__PROMPT__.
Go through the data below and gather each line containing "styles".

__RECORDS SUPPLIED__.
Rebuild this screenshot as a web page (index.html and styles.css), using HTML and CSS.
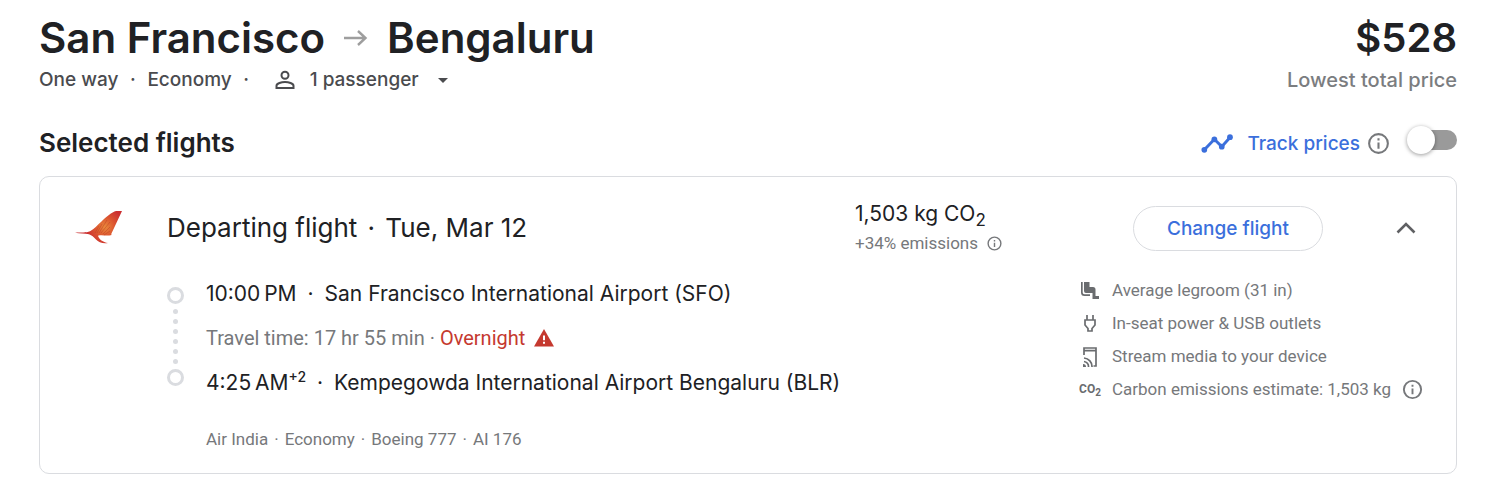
FILE: index.html
```html
<!DOCTYPE html>
<html lang="en">
<head>
<meta charset="utf-8">
<meta name="viewport" content="width=device-width, initial-scale=1">
<title>San Francisco to Bengaluru</title>
<link rel="stylesheet" href="styles.css">
</head>
<body>
<svg class="defs" width="0" height="0" aria-hidden="true">
  <symbol id="info" viewBox="0 0 24 24"><path fill="currentColor" d="M11 7h2v2h-2zm0 4h2v6h-2zm1-9a10 10 0 1 0 0 20 10 10 0 0 0 0-20zm0 18a8 8 0 1 1 0-16 8 8 0 0 1 0 16z"/></symbol>
</svg>
<main class="page">
  <header class="trip">
    <div class="trip-main">
      <h1 class="route">
        <span>San Francisco</span>
        <svg class="route-arrow" viewBox="0 0 24 18" role="img" aria-label="to"><path d="M0 9h21M14 2l7.500 7-7.500 7" fill="none" stroke="#9e9e9e" stroke-width="2.400"/></svg>
        <span>Bengaluru</span>
      </h1>
      <div class="options">
        <span>One way</span><span class="sep">·</span><span>Economy</span><span class="sep">·</span>
        <button class="passengers" type="button">
          <svg class="person" viewBox="0 0 20 20" aria-hidden="true"><g fill="none" stroke="currentColor" stroke-width="2"><circle cx="10" cy="5.200" r="3.500"/><path d="M1.500 18v-2.200c0-2.400 5-3.800 8.500-3.800s8.500 1.400 8.500 3.800V18z"/></g></svg>
          <span>1 passenger</span>
          <svg class="caret" viewBox="0 0 10 5" aria-hidden="true"><path d="M0 0h10L5 5z" fill="currentColor"/></svg>
        </button>
      </div>
    </div>
    <div class="price">
      <div class="amount">$528</div>
      <div class="price-note">Lowest total price</div>
    </div>
  </header>

  <section>
    <div class="section-head">
      <h2 class="section-title">Selected flights</h2>
      <div class="track">
        <svg class="trend" viewBox="0 0 30 18" aria-hidden="true"><g fill="#3b6fdc"><path d="M3 15L12.500 5l7 7L27.500 3" fill="none" stroke="#3b6fdc" stroke-width="2.800"/><circle cx="3" cy="15" r="2.700"/><circle cx="12.500" cy="5" r="2.700"/><circle cx="19.500" cy="12" r="2.700"/><circle cx="27.300" cy="3" r="2.700"/></g></svg>
        <label class="track-label" for="track">Track prices</label>
        <svg class="info-large" aria-hidden="true"><use href="#info"/></svg>
        <input class="switch" id="track" type="checkbox" role="switch">
      </div>
    </div>

    <article class="card">
      <div class="card-head">
        <svg class="airline" viewBox="0 0 48 34" role="img" aria-label="Air India">
          <defs><radialGradient id="wing" gradientUnits="userSpaceOnUse" cx="30" cy="16" r="19"><stop offset="0" stop-color="#ea8a3c"/><stop offset=".5" stop-color="#dc5630"/><stop offset="1" stop-color="#cb2f30"/></radialGradient></defs>
          <path fill="url(#wing)" d="M47 0L36 23.500c2 .1 0 .9-2.500 1-4 .1-7.500-.8-10.500.2 1 3.500 5 6.500 10 7.300-5 1-9.500-.8-12-3.500-2.500-2.500-4-4-7-5.200C9.500 22.300 5 22.500 0 21.700c6-.7 11 .4 15-1.500 4.500-2.200 7-6 11.500-9.700C31 6 37 1 41 0z"/>
          <path d="M20 22l4-7M22 22l5-9M24 22l8-13M26 22l9-11M28 23l7-7M29 24l6-4" stroke="#b83a22" stroke-width=".6" opacity=".7"/>
        </svg>
        <h3 class="leg-title"><span>Departing flight</span><span class="point-sep">·</span><span>Tue, Mar 12</span></h3>
        <div class="emissions">
          <div class="emissions-total">1,503 kg CO<sub>2</sub></div>
          <div class="emissions-diff">+34% emissions <svg class="info-small" aria-hidden="true"><use href="#info"/></svg></div>
        </div>
        <button class="change" type="button">Change flight</button>
        <button class="collapse" type="button" aria-label="Collapse flight details"><svg class="chevron" viewBox="0 0 20 12" aria-hidden="true"><path d="M1.500 10.500L10 2l8.500 8.500" fill="none" stroke="currentColor" stroke-width="2.600"/></svg></button>
      </div>
      <div class="card-body">
        <div class="timeline" aria-hidden="true">
          <i class="stop"></i><i class="dot"></i><i class="dot"></i><i class="dot"></i><i class="dot"></i><i class="dot"></i><i class="dot"></i><i class="stop"></i>
        </div>
        <div class="itinerary">
          <div class="point"><span>10:00&#8201;PM</span><span class="point-sep">·</span><span>San Francisco International Airport (SFO)</span></div>
          <div class="duration"><span>Travel time: 17 hr 55 min · <span class="overnight">Overnight</span></span>
            <svg class="warning" viewBox="0 0 20 18" aria-hidden="true"><path fill="#c5392f" d="M10 0l10 17.500H0z"/><path fill="#fff" d="M9 6.500h2v4.700H9zM9 12.800h2v2H9z"/></svg></div>
          <div class="point"><span>4:25&#8201;AM<sup>+2</sup></span><span class="point-sep">·</span><span>Kempegowda International Airport Bengaluru (BLR)</span></div>
          <div class="aircraft"><span>Air India</span><span>·</span><span>Economy</span><span>·</span><span>Boeing 777</span><span>·</span><span>AI 176</span></div>
        </div>
        <ul class="amenities">
          <li><span class="amenity-icon"><svg width="18" height="17" viewBox="0 0 18 17"><path fill="currentColor" d="M0 0h1.700v10.500a1.800 1.800 0 0 0 1.800 1.800H9V14H3.500A3.500 3.500 0 0 1 0 10.500zM3 0h5.500v5H12a2.500 2.500 0 0 1 2.500 2.500v6.500H18V17h-6.500v-6H5a2 2 0 0 1-2-2z"/></svg></span>Average legroom (31 in)</li>
          <li><span class="amenity-icon"><svg width="12" height="17" viewBox="0 0 12 17"><path d="M3 0v5M9 0v5M1 5h10v5l-3 3.500V16H4v-2.500L1 10z" fill="none" stroke="currentColor" stroke-width="1.700"/></svg></span>In-seat power &amp; USB outlets</li>
          <li><span class="amenity-icon"><svg width="14" height="20" viewBox="0 0 14 20"><g fill="none" stroke="currentColor" stroke-width="1.700"><path d="M1 8V1h12v18h-2.500M1 3.700h12M1 11a8.500 8.500 0 0 1 8 9M1 14.500A5 5 0 0 1 5.500 20"/></g><path fill="currentColor" d="M0 17a3 3 0 0 1 3 3H0z"/></svg></span>Stream media to your device</li>
          <li><span class="amenity-icon co2">CO<sub>2</sub></span>Carbon emissions estimate: 1,503 kg<svg class="info-medium" aria-hidden="true"><use href="#info"/></svg></li>
        </ul>
      </div>
    </article>
  </section>
</main>
</body>
</html>
```
FILE: styles.css
```css
* { box-sizing: border-box; }
body { margin: 0; background: #fff; color: #202124; font-family: Inter, "Open Sans", sans-serif; }
h1, h2, h3, ul { margin: 0; padding: 0; font-weight: 600; }
button { font: inherit; color: inherit; background: none; border: 0; padding: 0; cursor: pointer; }
svg { display: block; flex: none; }
.defs { position: absolute; }

.page { padding: 14px 43px 22px 39px; }
.trip { display: flex; justify-content: space-between; }
.route { display: flex; align-items: center; font-size: 42px; line-height: 48px; }
.route-arrow { width: 24px; height: 18px; margin: 0 19px; }
.options { display: flex; align-items: center; font-size: 19px; line-height: 36px; font-weight: 500; color: #4a4b4e; }
.sep { width: 29px; text-align: center; }
.passengers { display: flex; align-items: center; margin-left: 14px; }
.person { width: 20px; height: 20px; margin-right: 15px; }
.caret { width: 10px; height: 5px; margin-left: 19px; }
.price { text-align: right; font-weight: 500; }
.amount { font-size: 40px; line-height: 48px; font-weight: 600; }
.price-note { font-size: 20px; line-height: 36px; color: #7b7d80; }

.section-head { display: flex; justify-content: space-between; align-items: center; height: 40px; margin: 25px 0 13px; }
.section-title { font-size: 26px; line-height: 40px; }
.track { display: flex; align-items: center; }
.trend { width: 32px; height: 19px; margin-right: 14px; }
.track-label { font-size: 19px; font-weight: 500; color: #3b6fdc; }
.info-large { width: 25px; height: 25px; margin: 0 16px 0 6px; color: #76787b; }
.switch { appearance: none; display: flex; align-items: center; width: 50px; height: 28px; margin: 0 0 6px; cursor: pointer; }
.switch::before { content: ""; width: 28px; height: 28px; border-radius: 50%; background: #fff; box-shadow: 0 1px 4px rgba(0, 0, 0, .4); z-index: 1; }
.switch::after { content: ""; width: 38px; height: 20px; margin-left: -16px; border-radius: 10px; background: #9a9a9a; }

.card { border: 1px solid #dadce0; border-radius: 10px; padding: 22px 0; }
.card-head { display: grid; grid-template-columns: 127px 1fr 278px 190px 133px; align-items: center; }
.airline { width: 48px; height: 34px; margin-left: 35px; }
.leg-title { display: flex; font-size: 26px; line-height: 40px; font-weight: 400; }
.emissions-total { font-size: 21px; line-height: 30px; }
.emissions-total sub { font-size: 17px; line-height: 0; }
.emissions-diff { display: flex; align-items: center; gap: 8px; font: 17px/28px Roboto, sans-serif; color: #76787b; }
.info-small { width: 17px; height: 17px; }
.change { height: 45px; border: 1px solid #dadce0; border-radius: 23px; color: #3b6fdc; font-size: 19px; font-weight: 500; }
.collapse { display: grid; place-items: center; width: 44px; height: 44px; margin-left: 61px; color: #5f6063; }
.chevron { width: 20px; height: 12px; }

.card-body { display: flex; margin-top: 14px; }
.timeline { display: flex; flex-direction: column; align-items: center; justify-content: space-between; width: 17px; height: 99px; margin: 16px 22px 0 127px; }
.stop { width: 17px; height: 17px; border: 3px solid #dadce0; border-radius: 50%; }
.dot { width: 5px; height: 5px; border-radius: 50%; background: #dadce0; }
.itinerary { flex: 1; }
.point { display: flex; align-items: center; font-size: 21px; line-height: 45px; white-space: nowrap; }
.point-sep { width: 28px; text-align: center; }
.point sup { font-size: 14px; line-height: 0; font-weight: 500; }
.duration { display: flex; align-items: center; gap: 9px; font: 20px/44px Roboto, sans-serif; color: #76787b; }
.overnight { color: #c5392f; }
.warning { width: 20px; height: 18px; }
.aircraft { display: flex; gap: 6px; margin-top: 22px; font: 17px/24px Roboto, sans-serif; color: #76787b; }
.amenities { width: 378px; padding-top: 3px; list-style: none; font: 17px/33px Roboto, sans-serif; color: #76787b; }
.amenities li { display: flex; align-items: center; white-space: nowrap; }
.amenity-icon { display: flex; justify-content: center; width: 24px; margin-right: 10px; color: #6a6c6f; }
.co2 { display: block; font-size: 12px; font-weight: 700; text-align: center; }
.co2 sub { font-size: 10px; line-height: 0; }
.info-medium { width: 23px; height: 23px; margin-left: 10px; }
```
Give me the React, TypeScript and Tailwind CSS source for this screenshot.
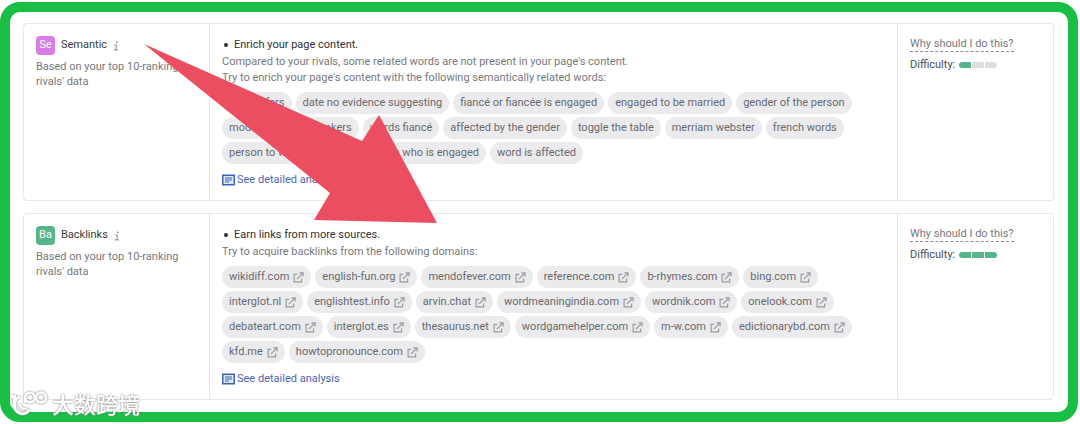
import type { ReactNode } from "react";

interface Suggestion {
  code: string;
  name: string;
  badge: string;
  title: string;
  lines: string[];
  chips: string[];
  external: boolean;
  difficulty: number;
}

const suggestions: Suggestion[] = [
  {
    code: "Se",
    name: "Semantic",
    badge: "bg-[#d87ce6]",
    title: "Enrich your page content.",
    lines: [
      "Compared to your rivals, some related words are not present in your page's content.",
      "Try to enrich your page's content with the following semantically related words:",
    ],
    chips: [
      "word refers",
      "date no evidence suggesting",
      "fiancé or fiancée is engaged",
      "engaged to be married",
      "gender of the person",
      "modern english speakers",
      "words fiancé",
      "affected by the gender",
      "toggle the table",
      "merriam webster",
      "french words",
      "person to whom",
      "man or woman who is engaged",
      "word is affected",
    ],
    external: false,
    difficulty: 1,
  },
  {
    code: "Ba",
    name: "Backlinks",
    badge: "bg-[#57b58b]",
    title: "Earn links from more sources.",
    lines: ["Try to acquire backlinks from the following domains:"],
    chips: [
      "wikidiff.com",
      "english-fun.org",
      "mendofever.com",
      "reference.com",
      "b-rhymes.com",
      "bing.com",
      "interglot.nl",
      "englishtest.info",
      "arvin.chat",
      "wordmeaningindia.com",
      "wordnik.com",
      "onelook.com",
      "debateart.com",
      "interglot.es",
      "thesaurus.net",
      "wordgamehelper.com",
      "m-w.com",
      "edictionarybd.com",
      "kfd.me",
      "howtopronounce.com",
    ],
    external: true,
    difficulty: 3,
  },
];

const ExternalIcon = () => (
  <svg viewBox="0 0 12 12" className="size-[11px] shrink-0" fill="none" stroke="#999a9e" strokeWidth="1.3">
    <path d="M4.6 2.6H1.2v8.2h8.2V7.2" />
    <path d="M4.2 7.8 10.6 1.4" />
    <path d="M7 1h4v4" />
  </svg>
);

const AnalysisIcon = () => (
  <svg viewBox="0 0 13 12" className="h-3 w-[13px] shrink-0" fill="none" stroke="#3d63b5">
    <rect x="0.75" y="1.25" width="11.5" height="9.5" fill="#dfe8f8" strokeWidth="1.5" />
    <path d="M3 4h7M3 6h7M3 8h4" strokeWidth="1.1" />
  </svg>
);

const Chip = ({ children }: { children: ReactNode }) => (
  <li className="flex h-[22px] items-center rounded-full bg-[#ebebed] px-[7px] text-[#68696d]">
    {children}
  </li>
);

const Difficulty = ({ level }: { level: number }) => (
  <div className="mt-1 flex items-center gap-1 leading-4 text-[#4b4c50]">
    <span>Difficulty:</span>
    <span className="flex gap-px overflow-hidden rounded-full" role="img" aria-label={`${level} of 3`}>
      {[1, 2, 3].map((step) => (
        <span
          key={step}
          className={`h-1.5 w-[12px] ${step <= level ? "bg-[#57b58b]" : "bg-[#dfdfe3]"}`}
        />
      ))}
    </span>
  </div>
);

const SuggestionCard = ({ item }: { item: Suggestion }) => (
  <section className="grid grid-cols-[185px_1fr_155px] rounded border border-[#e8e8ea]">
    <div className="py-3 pl-3 pr-4">
      <div className="flex items-center">
        <span
          className={`flex size-[19px] items-center justify-center rounded text-[11px] text-white ${item.badge}`}
        >
          {item.code}
        </span>
        <h2 className="ml-1.5 text-[#3b3c40]">{item.name}</h2>
        <button type="button" aria-label={`About ${item.name}`} className="ml-1.5">
          <svg viewBox="0 0 6 10" className="h-2.5 w-1.5" fill="none" stroke="#8b8c90" strokeWidth="1">
            <path d="M1.2 4h2.3L2.8 8.9M0.6 8.9h4.4" />
            <circle cx="3.8" cy="1.3" r="0.5" fill="#8b8c90" />
          </svg>
        </button>
      </div>
      <p className="mt-1 leading-[15px]">Based on your top 10-ranking rivals' data</p>
    </div>

    <div className="border-x border-[#e8e8ea] px-3 py-3">
      <ul className="list-none">
        <li className="flex items-center gap-1.5 pl-0.5 leading-[18px] text-[#303134]">
          <span className="size-1 rounded-full bg-[#303134]" />
          {item.title}
        </li>
      </ul>
      <div className="leading-4">
        {item.lines.map((line) => (
          <p key={line}>{line}</p>
        ))}
      </div>
      <ul className="mt-1.5 flex flex-wrap gap-x-1 gap-y-[3px]">
        {item.chips.map((chip) => (
          <Chip key={chip}>
            {item.external ? (
              <a href="#" className="flex items-center gap-1">
                {chip}
                <ExternalIcon />
              </a>
            ) : (
              chip
            )}
          </Chip>
        ))}
      </ul>
      <a href="#" className="mt-2 flex w-fit items-center gap-0.5 leading-4 text-[#4c65b0]">
        <AnalysisIcon />
        See detailed analysis
      </a>
    </div>

    <div className="p-3">
      <button type="button" className="border-b border-dashed border-[#8b8c90] leading-[15px]">
        Why should I do this?
      </button>
      <Difficulty level={item.difficulty} />
    </div>
  </section>
);

export default function App() {
  return (
    <div className="bg-white py-0.5 pr-0.5 font-['Roboto',sans-serif] text-[11px] text-[#77787c]">
      <main className="relative rounded-[20px] border-10 border-[#19bf45] px-[13px] pb-3 pt-[11px]">
        <div className="flex flex-col gap-3 pr-px">
          {suggestions.map((item) => (
            <SuggestionCard key={item.code} item={item} />
          ))}
        </div>

        {/* Arrow annotation */}
        <svg
          viewBox="0 0 294 180"
          className="pointer-events-none absolute left-[134px] top-8 h-[180px] w-[294px]"
          fill="#eb4e60"
          aria-hidden="true"
        >
          <path d="M0 0 218 97 235 71 293 179 170 176 186 149Z" />
        </svg>

        {/* Watermark */}
        <div className="absolute -bottom-1 left-0 flex items-center gap-1 text-white drop-shadow-[0_0_1px_#777]">
          <svg viewBox="0 0 38 26" className="h-[26px] w-[38px]" fill="none" stroke="currentColor">
            <path d="M1 6.5h3.5V15a8 8 0 0 0 15 4.5" strokeWidth="3" />
            <path d="M5 13a6 6 0 0 1 5-6" strokeWidth="2.5" />
            <path d="M10 14a4.5 4.5 0 0 0 7 4M15 13V7" strokeWidth="2.2" />
            <circle cx="20" cy="7.5" r="4.8" strokeWidth="2.5" />
            <circle cx="31" cy="7.5" r="5" strokeWidth="2.5" />
          </svg>
          <span className="font-['Noto_Sans_CJK_SC',sans-serif] text-[22px] font-medium leading-[26px]">
            大数跨境
          </span>
        </div>
      </main>
    </div>
  );
}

__THE SOLUTION__.
Rebuild this screenshot as a web page (index.html and styles.css), using HTML and CSS.
<link rel="stylesheet" href="styles.css">
FILE: styles.css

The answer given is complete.